Things never go the way you think they will, but that’s not a bad thing
One thing I’ve learned - we get what we expect and focus on, but it generally doesn’t happen the way we think it will.
For example, I knew I wanted to quit my 9-5 and work for myself, but I never would have imagined that would be through intimacy coaching!
I also wouldn’t have imagined that after 2 years missing having team-mates, I would be offered a role leading a research collaboration trying to solve some of the problems I’d been struggling with in my business.
I realised that what I really desired was to create a home and community - but didn’t expect to win a ballot to buy an apartment in the same building as my brother and his wife.
So many of us, myself included, meet our partners when we least expect it.
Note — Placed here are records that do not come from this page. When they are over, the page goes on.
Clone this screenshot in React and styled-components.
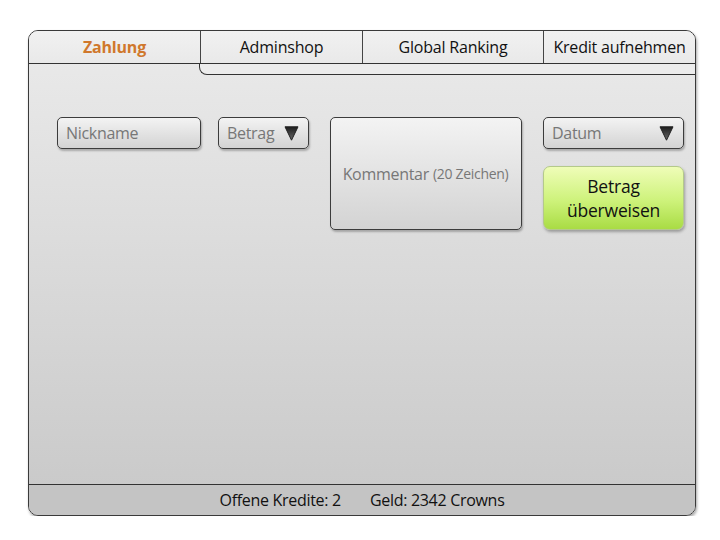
import React from "react";
import styled, { createGlobalStyle } from "styled-components";

const Global = createGlobalStyle`
  html, body { margin: 0; padding: 0; background: #ffffff; }
  body { font-family: "Open Sans", "Noto Sans", sans-serif; }
`;

const Page = styled.div`
  padding: 30px 24px 0 28px;
`;

const Panel = styled.div`
  box-sizing: border-box;
  width: 668px;
  height: 486px;
  border: 1.5px solid #3a3a3a;
  border-radius: 10px;
  overflow: hidden;
  display: flex;
  flex-direction: column;
  background: linear-gradient(#ebebeb, #c8c8c8);
  box-shadow: 1px 2px 3px rgba(0, 0, 0, 0.35);
`;

const TabBar = styled.div`
  display: flex;
  height: 32px;
  border-bottom: 1.5px solid #333;
  background: linear-gradient(#f1f1f1, #e9e9e9);
`;

const Tab = styled.div`
  box-sizing: border-box;
  width: ${(p) => (p.$w ? `${p.$w}px` : "auto")};
  flex: ${(p) => (p.$w ? "none" : "1")};
  display: flex;
  align-items: center;
  justify-content: center;
  border-left: ${(p) => (p.$first ? "none" : "1.5px solid #444")};
  font-size: 16px;
  font-weight: ${(p) => (p.$active ? 700 : 400)};
  color: ${(p) => (p.$active ? "#d0782c" : "#111")};
  letter-spacing: -0.2px;
`;

const LedgeRow = styled.div`
  display: flex;
  padding-left: 170px;
`;

const Ledge = styled.div`
  flex: 1;
  height: 10px;
  border-left: 1.5px solid #333;
  border-bottom: 1.5px solid #333;
  border-bottom-left-radius: 8px;
  background: #ececec;
`;

const Content = styled.div`
  flex: 1;
  display: flex;
  align-items: flex-start;
  padding: 42px 0 0 28px;
`;

const Slot = styled.div`
  margin-left: ${(p) => p.$gap || 0}px;
  width: ${(p) => p.$w}px;
  display: flex;
  flex-direction: column;
  gap: 17px;
`;

const Field = styled.div`
  box-sizing: border-box;
  height: ${(p) => p.$h || 32}px;
  border: 1.5px solid #3c3c3c;
  border-radius: 5px;
  background: linear-gradient(#f3f3f3, #d3d3d3);
  box-shadow: 1px 2px 2px rgba(0, 0, 0, 0.25);
  display: flex;
  align-items: center;
  justify-content: ${(p) => (p.$center ? "center" : "space-between")};
  padding: 0 9px 0 8px;
  color: #777;
  font-size: 16px;
  letter-spacing: -0.3px;
`;

const Hint = styled.span`
  font-size: 14px;
  margin-left: 4px;
`;

const GoButton = styled.div`
  box-sizing: border-box;
  height: 64px;
  border-radius: 7px;
  border: 1px solid #b4c98a;
  background: linear-gradient(#effdb8, #cdf27a 55%, #a9dc44);
  box-shadow: 1px 2px 3px rgba(0, 0, 0, 0.3);
  display: flex;
  align-items: center;
  justify-content: center;
  text-align: center;
  font-size: 17.5px;
  line-height: 24px;
  letter-spacing: -0.2px;
  color: #111;
`;

const Footer = styled.div`
  height: 30px;
  border-top: 1.5px solid #333;
  background: #c4c4c4;
  display: flex;
  align-items: center;
  justify-content: center;
  gap: 29px;
  font-size: 16px;
  color: #111;
  letter-spacing: -0.3px;
`;

const Arrow = () => (
  <svg width="15" height="15" viewBox="0 0 15 15">
    <defs>
      <linearGradient id="arrowFill" x1="0" y1="0" x2="0" y2="1">
        <stop offset="0" stopColor="#1c1c1c" />
        <stop offset="1" stopColor="#6a6a6a" />
      </linearGradient>
    </defs>
    <path d="M1 0.8 H14 L7.5 14.2 Z" fill="url(#arrowFill)" stroke="#222" strokeWidth="1" strokeLinejoin="round" />
  </svg>
);

export default function App() {
  return (
    <Page>
      <Global />
      <Panel>
        <TabBar>
          <Tab $w={171} $first $active>Zahlung</Tab>
          <Tab $w={162}>Adminshop</Tab>
          <Tab $w={181}>Global Ranking</Tab>
          <Tab>Kredit aufnehmen</Tab>
        </TabBar>
        <LedgeRow>
          <Ledge />
        </LedgeRow>
        <Content>
          <Slot $w={144}>
            <Field>Nickname</Field>
          </Slot>
          <Slot $w={91} $gap={17}>
            <Field>
              Betrag <Arrow />
            </Field>
          </Slot>
          <Slot $w={192} $gap={21}>
            <Field $h={113} $center>
              Kommentar<Hint>(20 Zeichen)</Hint>
            </Field>
          </Slot>
          <Slot $w={141} $gap={21}>
            <Field>
              Datum <Arrow />
            </Field>
            <GoButton>
              Betrag
              <br />
              überweisen
            </GoButton>
          </Slot>
        </Content>
        <Footer>
          <span>Offene Kredite: 2</span>
          <span>Geld: 2342 Crowns</span>
        </Footer>
      </Panel>
    </Page>
  );
}
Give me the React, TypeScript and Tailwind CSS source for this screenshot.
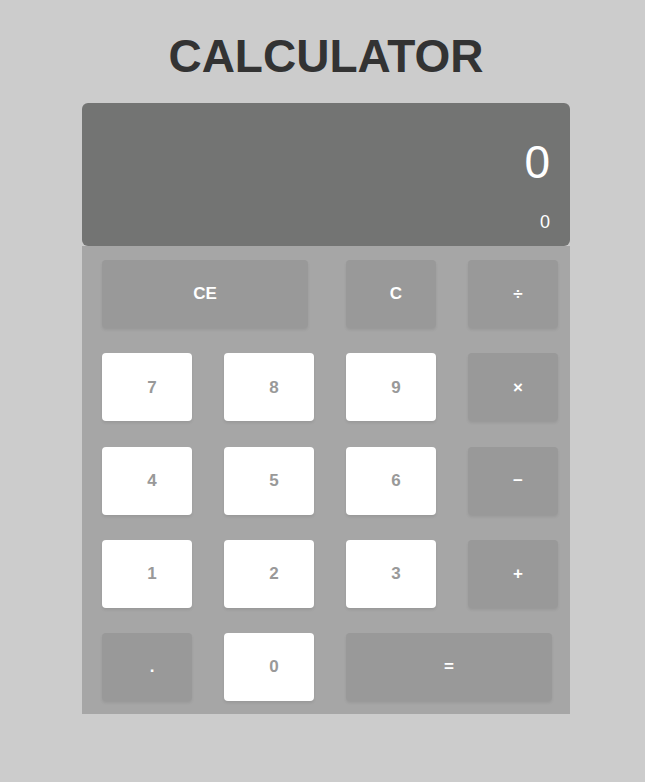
const keys = [
  { label: 'CE', kind: 'op', wide: true },
  { label: 'C', kind: 'op' },
  { label: '÷', kind: 'op' },
  { label: '7', kind: 'num' },
  { label: '8', kind: 'num' },
  { label: '9', kind: 'num' },
  { label: '×', kind: 'op' },
  { label: '4', kind: 'num' },
  { label: '5', kind: 'num' },
  { label: '6', kind: 'num' },
  { label: '−', kind: 'op' },
  { label: '1', kind: 'num' },
  { label: '2', kind: 'num' },
  { label: '3', kind: 'num' },
  { label: '+', kind: 'op' },
  { label: '.', kind: 'op' },
  { label: '0', kind: 'num' },
  { label: '=', kind: 'op', wide: true },
]

const App = () => {
  return (
    <div className="min-h-[782px] bg-[#cccccc] flex flex-col items-center pl-[7px] font-['Liberation_Sans',Arial,sans-serif]">
      <h1 className="text-[46px] leading-none font-bold text-[#333333] mt-[33px] mb-[24px]">
        CALCULATOR
      </h1>
      <div className="w-[488px]">
        <div className="h-[143px] bg-[#737473] rounded-[6px] flex flex-col items-end pr-5 pt-[36px] text-white">
          <div className="text-[46px] leading-[46px]">0</div>
          <div className="text-[18px] leading-[18px] mt-[28px]">0</div>
        </div>
        <div className="bg-[#a6a6a6] pl-5 pt-[14px] pb-[13px]">
          <div className="grid grid-cols-[repeat(4,90px)] gap-x-[32px] gap-y-[25.25px]">
            {keys.map((k) => (
              <button
                key={k.label}
                className={
                  'h-[68px] rounded-[4px] text-[17px] font-bold flex items-center justify-center shadow-[0_2px_3px_rgba(0,0,0,0.08)] ' +
                  (k.wide ? 'col-span-2 w-[206px] ' : 'w-[90px] pl-[10px] ') +
                  (k.kind === 'num' ? 'bg-white text-[#999999]' : 'bg-[#999999] text-white')
                }
              >
                {k.label}
              </button>
            ))}
          </div>
        </div>
      </div>
    </div>
  )
}

export default App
It’s about being open to possibilities, acting in congruence with them, and keeping our desires alive in our hearts no matter how crazy it seems at the time.
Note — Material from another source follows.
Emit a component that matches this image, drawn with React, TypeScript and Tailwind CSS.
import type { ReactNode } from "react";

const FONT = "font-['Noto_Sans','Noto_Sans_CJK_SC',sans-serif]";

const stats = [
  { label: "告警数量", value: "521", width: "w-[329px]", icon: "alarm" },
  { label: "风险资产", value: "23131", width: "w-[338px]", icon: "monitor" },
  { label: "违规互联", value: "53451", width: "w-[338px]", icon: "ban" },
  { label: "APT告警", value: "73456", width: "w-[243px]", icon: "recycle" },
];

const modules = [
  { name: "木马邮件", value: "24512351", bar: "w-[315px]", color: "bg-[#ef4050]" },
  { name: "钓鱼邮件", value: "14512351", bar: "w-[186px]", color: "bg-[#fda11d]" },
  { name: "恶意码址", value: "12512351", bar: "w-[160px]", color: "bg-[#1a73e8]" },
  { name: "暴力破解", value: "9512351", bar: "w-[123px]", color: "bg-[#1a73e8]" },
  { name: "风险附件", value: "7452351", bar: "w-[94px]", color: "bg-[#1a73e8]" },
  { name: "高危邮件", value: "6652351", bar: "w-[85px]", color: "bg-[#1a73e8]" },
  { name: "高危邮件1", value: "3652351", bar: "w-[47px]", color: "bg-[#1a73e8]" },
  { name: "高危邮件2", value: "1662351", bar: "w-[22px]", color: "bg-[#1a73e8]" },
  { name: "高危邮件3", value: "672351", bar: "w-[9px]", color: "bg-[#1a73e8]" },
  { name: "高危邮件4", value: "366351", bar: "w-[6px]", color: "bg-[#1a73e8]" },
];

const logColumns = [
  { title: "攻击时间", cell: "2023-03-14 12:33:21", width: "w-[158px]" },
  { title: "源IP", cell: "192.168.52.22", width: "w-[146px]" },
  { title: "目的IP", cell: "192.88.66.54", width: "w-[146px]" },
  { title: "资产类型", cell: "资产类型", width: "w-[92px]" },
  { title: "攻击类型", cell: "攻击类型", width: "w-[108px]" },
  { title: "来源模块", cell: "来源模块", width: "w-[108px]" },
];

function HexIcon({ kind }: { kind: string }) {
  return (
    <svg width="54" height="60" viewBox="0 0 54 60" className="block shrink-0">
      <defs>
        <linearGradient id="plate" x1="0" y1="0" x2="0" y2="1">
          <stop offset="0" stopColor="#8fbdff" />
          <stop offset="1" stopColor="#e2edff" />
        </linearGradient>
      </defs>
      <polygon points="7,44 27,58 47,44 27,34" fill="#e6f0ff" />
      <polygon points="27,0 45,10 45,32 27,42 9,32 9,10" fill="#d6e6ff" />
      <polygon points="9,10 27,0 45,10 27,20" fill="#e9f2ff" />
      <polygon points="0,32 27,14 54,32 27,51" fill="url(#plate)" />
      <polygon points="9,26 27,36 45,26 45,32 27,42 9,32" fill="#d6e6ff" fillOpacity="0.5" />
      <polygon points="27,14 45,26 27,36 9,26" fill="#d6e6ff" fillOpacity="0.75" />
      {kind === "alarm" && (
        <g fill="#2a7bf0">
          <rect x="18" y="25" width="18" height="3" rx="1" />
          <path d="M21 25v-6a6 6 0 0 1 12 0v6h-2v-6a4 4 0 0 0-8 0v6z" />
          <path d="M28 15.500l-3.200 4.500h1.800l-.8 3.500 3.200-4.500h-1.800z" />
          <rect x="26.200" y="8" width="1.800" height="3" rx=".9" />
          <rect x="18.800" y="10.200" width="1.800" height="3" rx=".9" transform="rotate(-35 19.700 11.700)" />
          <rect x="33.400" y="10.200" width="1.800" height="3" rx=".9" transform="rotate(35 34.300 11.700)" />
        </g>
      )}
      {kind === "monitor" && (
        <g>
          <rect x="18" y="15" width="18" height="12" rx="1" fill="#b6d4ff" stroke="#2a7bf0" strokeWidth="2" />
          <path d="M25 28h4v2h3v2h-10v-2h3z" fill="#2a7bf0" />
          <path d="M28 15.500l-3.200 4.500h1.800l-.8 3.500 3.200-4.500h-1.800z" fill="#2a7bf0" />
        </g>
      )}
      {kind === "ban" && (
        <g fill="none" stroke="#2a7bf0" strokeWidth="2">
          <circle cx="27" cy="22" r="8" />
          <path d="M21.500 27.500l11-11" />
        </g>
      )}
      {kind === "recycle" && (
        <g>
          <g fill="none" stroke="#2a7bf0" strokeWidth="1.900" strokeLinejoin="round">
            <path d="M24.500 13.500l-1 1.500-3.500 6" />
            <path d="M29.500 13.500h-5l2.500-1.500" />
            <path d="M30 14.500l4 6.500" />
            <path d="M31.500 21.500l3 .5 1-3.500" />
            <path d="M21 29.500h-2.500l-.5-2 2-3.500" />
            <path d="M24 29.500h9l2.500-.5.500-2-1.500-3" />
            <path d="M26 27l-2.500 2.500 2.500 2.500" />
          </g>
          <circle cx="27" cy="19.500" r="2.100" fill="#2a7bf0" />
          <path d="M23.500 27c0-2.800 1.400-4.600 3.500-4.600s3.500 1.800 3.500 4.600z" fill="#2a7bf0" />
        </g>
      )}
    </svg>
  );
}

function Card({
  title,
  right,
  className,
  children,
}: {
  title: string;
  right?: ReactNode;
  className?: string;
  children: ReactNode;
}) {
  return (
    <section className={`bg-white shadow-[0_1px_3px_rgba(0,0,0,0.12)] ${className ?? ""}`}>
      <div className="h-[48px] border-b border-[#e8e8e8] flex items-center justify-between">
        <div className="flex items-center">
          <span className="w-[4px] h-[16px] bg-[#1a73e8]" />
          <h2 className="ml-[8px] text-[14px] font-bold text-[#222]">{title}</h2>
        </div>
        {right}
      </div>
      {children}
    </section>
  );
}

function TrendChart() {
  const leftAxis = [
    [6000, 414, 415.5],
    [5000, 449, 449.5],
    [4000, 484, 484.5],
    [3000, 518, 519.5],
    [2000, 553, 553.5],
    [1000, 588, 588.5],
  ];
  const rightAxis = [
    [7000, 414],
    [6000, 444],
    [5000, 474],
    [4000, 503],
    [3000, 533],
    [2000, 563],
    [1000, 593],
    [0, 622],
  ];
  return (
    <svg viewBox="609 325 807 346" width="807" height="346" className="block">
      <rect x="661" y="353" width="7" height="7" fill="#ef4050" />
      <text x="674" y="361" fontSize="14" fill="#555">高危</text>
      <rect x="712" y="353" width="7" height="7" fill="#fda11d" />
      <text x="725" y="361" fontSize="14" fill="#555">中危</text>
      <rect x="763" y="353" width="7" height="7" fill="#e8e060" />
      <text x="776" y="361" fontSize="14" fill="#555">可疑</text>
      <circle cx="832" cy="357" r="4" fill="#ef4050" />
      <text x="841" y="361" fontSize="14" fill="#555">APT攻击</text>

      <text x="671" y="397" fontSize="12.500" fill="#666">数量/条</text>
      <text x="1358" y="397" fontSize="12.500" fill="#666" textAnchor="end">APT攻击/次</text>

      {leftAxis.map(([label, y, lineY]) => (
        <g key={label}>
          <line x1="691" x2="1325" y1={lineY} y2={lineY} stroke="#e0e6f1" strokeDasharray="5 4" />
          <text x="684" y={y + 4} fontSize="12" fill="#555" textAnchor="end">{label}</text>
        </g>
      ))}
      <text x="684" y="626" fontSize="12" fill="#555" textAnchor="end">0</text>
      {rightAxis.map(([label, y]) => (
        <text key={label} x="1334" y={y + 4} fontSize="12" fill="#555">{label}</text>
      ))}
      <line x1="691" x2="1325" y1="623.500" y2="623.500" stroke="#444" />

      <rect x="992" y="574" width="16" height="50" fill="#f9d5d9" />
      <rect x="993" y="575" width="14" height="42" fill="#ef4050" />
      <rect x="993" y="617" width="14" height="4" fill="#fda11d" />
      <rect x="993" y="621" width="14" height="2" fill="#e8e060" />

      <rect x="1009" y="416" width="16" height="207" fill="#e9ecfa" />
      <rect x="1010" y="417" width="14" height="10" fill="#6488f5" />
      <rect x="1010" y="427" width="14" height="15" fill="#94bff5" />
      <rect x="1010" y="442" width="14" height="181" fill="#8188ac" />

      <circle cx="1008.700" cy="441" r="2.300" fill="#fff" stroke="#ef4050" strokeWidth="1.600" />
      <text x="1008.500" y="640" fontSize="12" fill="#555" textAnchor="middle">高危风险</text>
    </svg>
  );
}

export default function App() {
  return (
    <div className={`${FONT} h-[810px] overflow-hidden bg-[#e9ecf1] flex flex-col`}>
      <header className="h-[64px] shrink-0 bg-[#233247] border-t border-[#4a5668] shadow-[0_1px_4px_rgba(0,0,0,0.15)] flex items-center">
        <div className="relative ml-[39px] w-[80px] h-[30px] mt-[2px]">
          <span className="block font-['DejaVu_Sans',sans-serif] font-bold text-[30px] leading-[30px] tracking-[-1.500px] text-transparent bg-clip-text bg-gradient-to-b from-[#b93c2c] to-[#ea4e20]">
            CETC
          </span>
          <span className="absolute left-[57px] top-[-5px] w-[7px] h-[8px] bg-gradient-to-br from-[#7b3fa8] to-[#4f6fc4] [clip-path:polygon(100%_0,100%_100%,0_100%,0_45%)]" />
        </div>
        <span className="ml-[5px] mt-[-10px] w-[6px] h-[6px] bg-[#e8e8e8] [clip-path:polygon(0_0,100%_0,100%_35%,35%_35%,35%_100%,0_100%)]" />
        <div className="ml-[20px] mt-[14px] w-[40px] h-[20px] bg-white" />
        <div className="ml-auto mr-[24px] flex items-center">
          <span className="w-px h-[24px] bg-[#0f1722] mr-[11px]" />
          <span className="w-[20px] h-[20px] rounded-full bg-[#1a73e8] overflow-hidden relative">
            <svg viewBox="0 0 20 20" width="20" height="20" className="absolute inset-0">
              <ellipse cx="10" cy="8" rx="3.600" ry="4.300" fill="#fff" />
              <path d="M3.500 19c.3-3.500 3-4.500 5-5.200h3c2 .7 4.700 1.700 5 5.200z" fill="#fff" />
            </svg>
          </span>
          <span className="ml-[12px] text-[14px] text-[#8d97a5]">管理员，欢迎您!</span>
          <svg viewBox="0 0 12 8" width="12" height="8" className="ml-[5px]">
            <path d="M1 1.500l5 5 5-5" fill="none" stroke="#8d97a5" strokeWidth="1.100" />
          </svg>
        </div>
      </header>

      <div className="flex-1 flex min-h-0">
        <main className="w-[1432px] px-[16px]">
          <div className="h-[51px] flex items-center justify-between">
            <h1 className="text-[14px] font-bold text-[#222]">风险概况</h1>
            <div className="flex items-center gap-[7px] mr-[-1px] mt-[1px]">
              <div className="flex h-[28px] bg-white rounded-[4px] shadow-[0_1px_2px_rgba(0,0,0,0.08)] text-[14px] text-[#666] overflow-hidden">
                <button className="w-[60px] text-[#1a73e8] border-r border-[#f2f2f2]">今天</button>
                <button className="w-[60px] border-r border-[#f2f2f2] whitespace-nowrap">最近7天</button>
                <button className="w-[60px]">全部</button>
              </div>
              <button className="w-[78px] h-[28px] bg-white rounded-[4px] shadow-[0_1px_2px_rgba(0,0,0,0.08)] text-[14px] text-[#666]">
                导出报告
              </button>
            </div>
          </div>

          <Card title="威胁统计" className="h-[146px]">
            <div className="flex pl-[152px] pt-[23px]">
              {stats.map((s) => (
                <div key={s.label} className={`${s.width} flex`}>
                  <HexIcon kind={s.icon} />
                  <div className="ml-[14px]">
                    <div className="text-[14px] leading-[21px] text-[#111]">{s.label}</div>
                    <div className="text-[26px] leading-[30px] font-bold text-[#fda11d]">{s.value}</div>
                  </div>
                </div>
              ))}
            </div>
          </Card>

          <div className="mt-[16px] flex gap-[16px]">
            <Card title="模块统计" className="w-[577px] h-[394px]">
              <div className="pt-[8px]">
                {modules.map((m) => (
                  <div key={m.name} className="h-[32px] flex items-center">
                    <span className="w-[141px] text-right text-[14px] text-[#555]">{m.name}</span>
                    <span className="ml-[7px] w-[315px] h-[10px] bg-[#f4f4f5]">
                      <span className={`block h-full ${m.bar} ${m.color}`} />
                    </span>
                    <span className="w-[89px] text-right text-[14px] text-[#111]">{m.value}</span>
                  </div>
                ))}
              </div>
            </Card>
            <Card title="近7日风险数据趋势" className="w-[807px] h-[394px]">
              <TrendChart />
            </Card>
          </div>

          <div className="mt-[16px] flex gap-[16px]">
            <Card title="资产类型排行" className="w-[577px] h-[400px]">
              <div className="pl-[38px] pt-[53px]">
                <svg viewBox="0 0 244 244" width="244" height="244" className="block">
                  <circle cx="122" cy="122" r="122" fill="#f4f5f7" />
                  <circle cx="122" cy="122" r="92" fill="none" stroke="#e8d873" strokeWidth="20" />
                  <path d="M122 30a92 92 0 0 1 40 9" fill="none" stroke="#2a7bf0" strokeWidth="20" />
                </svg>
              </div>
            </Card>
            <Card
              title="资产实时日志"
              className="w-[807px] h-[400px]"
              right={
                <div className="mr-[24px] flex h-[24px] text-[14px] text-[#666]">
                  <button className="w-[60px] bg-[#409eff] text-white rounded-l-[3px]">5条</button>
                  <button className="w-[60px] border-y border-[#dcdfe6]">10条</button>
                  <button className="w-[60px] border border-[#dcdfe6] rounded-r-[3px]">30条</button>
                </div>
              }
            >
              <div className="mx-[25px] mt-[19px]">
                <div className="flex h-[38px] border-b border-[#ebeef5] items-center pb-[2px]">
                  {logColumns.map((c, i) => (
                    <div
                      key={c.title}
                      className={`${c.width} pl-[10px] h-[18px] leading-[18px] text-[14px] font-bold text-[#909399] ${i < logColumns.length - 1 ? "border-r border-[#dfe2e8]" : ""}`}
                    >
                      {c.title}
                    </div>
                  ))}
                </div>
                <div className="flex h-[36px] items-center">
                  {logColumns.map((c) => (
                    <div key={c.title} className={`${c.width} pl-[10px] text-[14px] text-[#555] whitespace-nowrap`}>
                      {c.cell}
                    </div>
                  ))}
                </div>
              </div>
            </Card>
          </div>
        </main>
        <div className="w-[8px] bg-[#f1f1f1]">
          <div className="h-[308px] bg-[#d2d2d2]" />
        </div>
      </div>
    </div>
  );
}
People are there for us more than we realise
I have felt alone most of my life. I had no idea when I needed somewhere to stay when my marriage hit the rocks how many people would be willing to take me in and literally take care of me. If there is one gift that that period taught me it was how easy it is to underestimate the kindness and care factor of others. I literally moved house every 2 weeks for 6 months. It was intense and exhausting.
The shelter, wisdom, hugs, cups of tea and shoulders to cry on still make me want to cry with gratitude today. Never assume people don’t care or understand. Which leads me to the next point.
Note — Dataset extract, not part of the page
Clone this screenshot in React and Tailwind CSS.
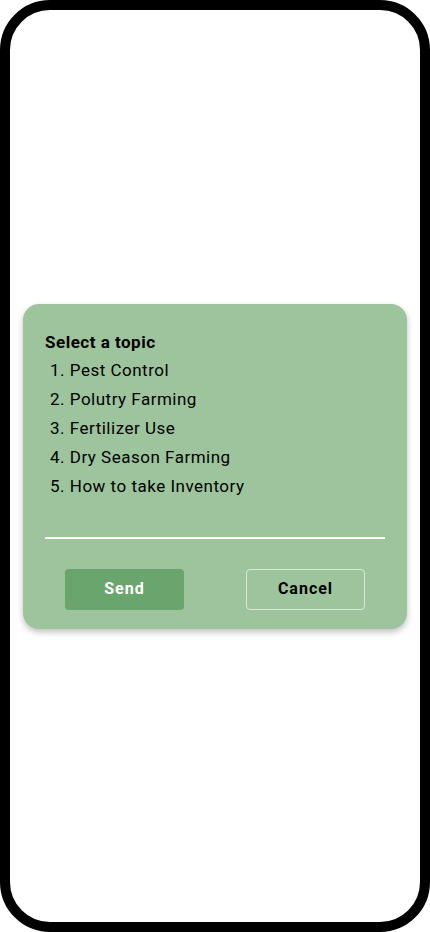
export default function App() {
  const topics = [
    "Pest Control",
    "Polutry Farming",
    "Fertilizer Use",
    "Dry Season Farming",
    "How to take Inventory",
  ];

  return (
    <div className="w-[430px] h-[932px] bg-white font-['Roboto',sans-serif]">
      {/* Phone frame */}
      <div className="h-full border-[10px] border-black rounded-[50px] flex flex-col justify-center px-[13px]">
        {/* Topic dialog */}
        <div className="bg-[#9dc49d] rounded-[16px] shadow-[0_3px_6px_rgba(0,0,0,0.25)] px-[22px] pt-[28px] pb-[19px]">
          <h2 className="text-[17px] leading-[20px] font-bold tracking-[0.5px] text-black">
            Select a topic
          </h2>
          <ol className="mt-[4px] pl-[5px]">
            {topics.map((t, i) => (
              <li key={i} className="text-[17px] leading-[29px] tracking-[0.5px] text-black">
                {i + 1}. {t}
              </li>
            ))}
          </ol>
          <div className="h-[2px] bg-white mt-[36px]" />
          <div className="flex justify-between px-5 mt-[30px]">
            <button className="w-[119px] h-[41px] rounded-[4px] bg-[#6aa56e] text-white text-[16px] font-bold tracking-[1px]">
              Send
            </button>
            <button className="w-[119px] h-[41px] rounded-[4px] border border-white/60 text-black text-[16px] font-bold tracking-[1px]">
              Cancel
            </button>
          </div>
        </div>
      </div>
    </div>
  );
}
Relationships are more important than we realise, and we need to nurture them more than we realise
Most of us are simply not taught healthy relating. We think if there’s no conflict it’s as good as it gets. We struggle to like ourselves, struggle to ask for what we want, to say no when we want to, to feel like it’s ok to be ourselves or to change our minds. It’s not easy, our culture actively conditions us in all sorts of ways to make this hard. It does require effort. But it’s not effort you will ever regret.
This is what I have devoted my business to now.
It’s ok to make mistakes. I/you/we will fuck up royally sometimes. It’s what we do after that matters.
Taking responsibility is key. Nuff said for that one.
Self trust and self compassion are the hardest things for most people
One of my favourite moments with clients is when they realise they can trust themselves and their bodies. So many of us think because we had a certain result in the past, that’s what we will get again. Yes, if you find yourself in similar situations over and over you do have to notice the common factor is you!
But if you’re talking to a coach, chances are you’ve already created some massive shifts in even taking that step. Once we develop awareness and willingness to do the work, we don’t have to be afraid of getting stuck again. We can heal from anything.
It’s a lifetime of practice getting comfortable with change and discomfort
In case this makes it sound like I have it all figured out - I still struggle with change, even good change - and as they say, the one thing we can be sure of is that things will change. Nothing is permanent.
It can be hard on our systems but the thing to know is this is normal and we can support ourselves through it when we know how. For me, that looks like grounding meditation, self compassion and dropping perfectionism.
As we go into 2020, I have no idea how things will unfold. But I’m excited to see. How about you?